For those who diversified away from equities and decided to play it “safe” in the bond market, many U.S. aggregate bond funds were negative on the year. High yield funds tended to return a paltry return relative to stocks.
Inflation started the year as a talking point and ended as the center of attention. The U.S. economy entered 2021, with consumer prices rising at a low 1.4% year-over-year. This was below the Federal Reserve’s long-run target of 2%. If inflation concerned the Fed at all early in the year, it believed it should be a little higher.
Later in the year, supply-chain-related shortages had made it from business news to mainstream news programming. Prices became a normal dinnertime topic after the Dollar Store raised all of their prices. The weakest supply chain links were reported to be at ports where containers with imported goods waited to be put on a truck for delivery to its U.S. destination. Both available drivers and trucks are still well below the current demand level.
Supply and delivery problems were half of the issues that worked their way into producer and consumer prices. Another stimulus bill out of Washington worth $1.9 trillion signed by the new administration (added to the previous $900 billion package, and the $2.1 trillion Cares Act passed the prior year) put an excessive amount of money into the economy. The Fed was supporting borrowing by purchasing Treasury securities at nearly a $1 trillion annual rate, along with nearly $500 billion in agency mortgage-backed securities, which continues to keep mortgage rates well below current inflation. The high level of cash that was pumped into the markets to offset lockdowns and slowdowns, along with the inability to deliver goods on time worked its way into prices. Inflation now stands at the end of the year at close to 7%. This is a rate not seen since 1982.
Although not counted directly in the CPI-U basket of goods, larger homes increased in price 20% or more as people working from home now felt they wanted more space. Early in the year, Fed Chairman Powell called the surge in single-family home prices a “passing phenomenon.”
Along with housing, inexpensive money seemed to drive asset prices up on much more speculative assets. This included collectible non-fungible tokens (NFTs). Few had even heard of an NFT at the start of 2021, but by year-end the stratosphere-level prices had many investors taking notice and many companies entering the space.
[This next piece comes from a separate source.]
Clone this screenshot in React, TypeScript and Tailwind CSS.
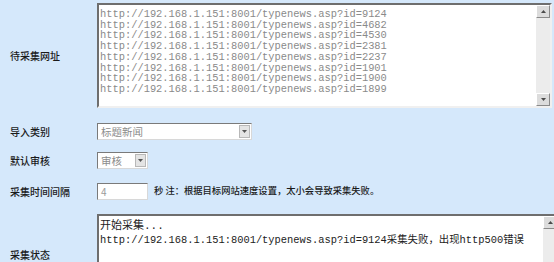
import React from 'react';

const urls = ['9124', '4682', '4530', '2381', '2237', '1901', '1900', '1899'];

function ScrollBar({ className = '' }: { className?: string }) {
  return (
    <div className={`flex w-[14px] shrink-0 flex-col bg-[#ececec] ${className}`}>
      <div className="flex h-[13px] items-center justify-center border border-t-white border-l-white border-b-[#8a8a8a] border-r-[#8a8a8a] bg-[#dcdcdc]">
        <svg width="5" height="3" viewBox="0 0 5 3"><path d="M2.5 0 L5 3 L0 3 Z" fill="#4a4a4a" /></svg>
      </div>
      <div className="flex-1" />
      <div className="flex h-[13px] items-center justify-center border border-t-white border-l-white border-b-[#8a8a8a] border-r-[#8a8a8a] bg-[#dcdcdc]">
        <svg width="5" height="3" viewBox="0 0 5 3"><path d="M0 0 L5 0 L2.5 3 Z" fill="#4a4a4a" /></svg>
      </div>
    </div>
  );
}

function Select({ value, width }: { value: string; width: string }) {
  return (
    <div className={`flex h-[17px] ${width} items-stretch border border-t-[#7a7a7a] border-l-[#7a7a7a] border-b-[#d8d8d8] border-r-[#d8d8d8] bg-white`}>
      <div className="flex-1 pl-[3px] text-[10.5px] leading-[15px] text-[#8c8c8c]">{value}</div>
      <div className="m-[1px] flex w-[11px] items-center justify-center border border-[#b8b8b8] bg-[#e4e4e4]">
        <svg width="5" height="3" viewBox="0 0 5 3"><path d="M0 0 L5 0 L2.5 3 Z" fill="#555" /></svg>
      </div>
    </div>
  );
}

function Label({ children }: { children: React.ReactNode }) {
  return <div className="w-[97px] shrink-0 pl-[10px] text-[10px] font-medium text-[#1a1a1a]">{children}</div>;
}

export default function App() {
  return (
    <div
      className="h-[262px] w-[554px] overflow-hidden bg-[#d5e8fb]"
      style={{ fontFamily: '"Noto Sans CJK SC", "Liberation Sans", sans-serif' }}
    >
      {/* 待采集网址 */}
      <div className="flex h-[116px] items-center pb-[5px]">
        <Label>待采集网址</Label>
        <div className="flex h-[105px] w-[455px] border-2 border-t-[#6e6e6e] border-l-[#6e6e6e] border-b-[#f0f0f0] border-r-[#f0f0f0] bg-white">
          <div
            className="flex-1 pl-[1px] pt-[4px] text-[10.4px] leading-[10.7px] text-[#8a8a8a]"
            style={{ fontFamily: '"Liberation Mono", monospace' }}
          >
            {urls.map((id) => (
              <div key={id}>http://192.168.1.151:8001/typenews.asp?id={id}</div>
            ))}
          </div>
          <ScrollBar />
        </div>
      </div>

      {/* 导入类别 */}
      <div className="flex h-[30px] items-center">
        <Label>导入类别</Label>
        <Select value="标题新闻" width="w-[155px]" />
      </div>

      {/* 默认审核 */}
      <div className="flex h-[29px] items-center">
        <Label>默认审核</Label>
        <Select value="审核" width="w-[51px]" />
      </div>

      {/* 采集时间间隔 */}
      <div className="flex h-[32px] items-center">
        <Label>采集时间间隔</Label>
        <div className="h-[17px] w-[51px] border border-t-[#7a7a7a] border-l-[#7a7a7a] border-b-[#d8d8d8] border-r-[#d8d8d8] bg-white pl-[3px] text-[10px] leading-[15px] text-[#9a9a9a]">
          4
        </div>
        <div className="ml-[6px] text-[9.3px] font-medium text-[#1a1a1a]">秒 注：根据目标网站速度设置，太小会导致采集失败。</div>
      </div>

      {/* 采集状态 */}
      <div className="flex items-center pt-[7px]">
        <Label>采集状态</Label>
        <div className="flex h-[80px] w-[462px] shrink-0 border-2 border-t-[#6e6e6e] border-l-[#6e6e6e] border-b-[#f0f0f0] border-r-[#f0f0f0] bg-white">
          <div
            className="flex-1 pl-[1px] pt-[3px] text-[10.4px] leading-[14px] text-[#222]"
            style={{ fontFamily: '"Liberation Mono", "Noto Sans CJK SC", monospace' }}
          >
            <div className="text-[11px]">开始采集...</div>
            <div>http://192.168.1.151:8001/typenews.asp?id=9124采集失败，出现http500错误</div>
          </div>
          <ScrollBar />
        </div>
      </div>
    </div>
  );
}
Low cost of money inflates the value of assets. Cheap, abundant capital can justify all manner of additions to one’s life, from electric vehicles, to stationary computerized bicycles, to speculative cryptocurrencies.
A shortage of computer chips led to a shortage of stand-alone computers and auto and marine engines that rely on these chips. This helped drive up used car and boat prices as much as 10% in one month.
In 2022, one can only guess, much of what drove prices up (new money, supply problems) will diminish. It already seems that a stimulus package that only a couple of months ago had the votes to pass, may not be even close to the expected size first envisioned. With this in mind, money management and investment selection become even more important. One cannot just put their money in a diversified fund and expect it to ride the wave.